Yeah, not a Cubs hat.
Yeah, not a Cubs hat.
*gleaned
This Cal forum actually speculates that it is an old Cleveland Indians hat. http://bearinsider.com/forums/archive/index.php/t-92350.html
I’m pretty sure that was not a Cubs hat. I believe it had a yellow C.
Benny gives him the hat because his fishing hat sucks so much. Also, when did the Cubs ever have a yellow block ‘C’ as their logo? It wasn’t a Cubs hat, man. And even if it was, he is wearing it to fit in, not because he is a fan of the team.
(I know The Sandlot better than I probably should.)
It’s a blue hat with a generic, yellow C. It’s not a Cubs hat.
Then why did you think Smalls was a Cubs fan? One of the most famous scenes (“The great bambino!”) serves entirely to show just how little he cares/knows about baseball.

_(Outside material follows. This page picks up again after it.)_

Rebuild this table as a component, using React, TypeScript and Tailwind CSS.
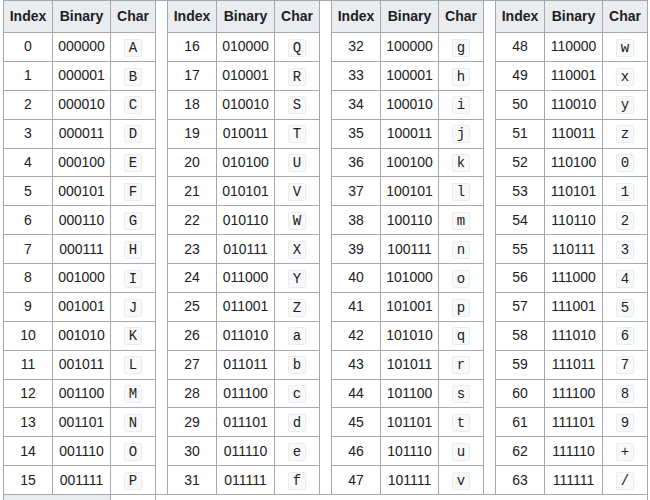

Benny gives him a Cubs hat and tells him to burn the fish hat.
He and he alone is wearing that hat because he knows nothing about baseball. His dad has a Babe Ruth-signed ball, which seems to represent his family’s only connection to the game.
I may have to take another look. But I don’t think he was a fan of any team. The lovable loser hat he owned was that ridiculous long-billed thing with the fish on it.
Re: “The Sandlot.” Isn’t the kid (Smalls) someone who knows nothing about baseball before he meets the neighborhood kids? Doesn’t he end up as an announcer for the Dodgers? Where do the Cubs feature in that movie? Maybe I just forgot.
This also happened in Minnesota, but Blair Qalsh couldn’t really fault someone for pushing too far to the left.
Unsurprising that swimmers came up with elaborate fictional lies, given the lengths they go to to justify the existence of all their dumb strokes and events.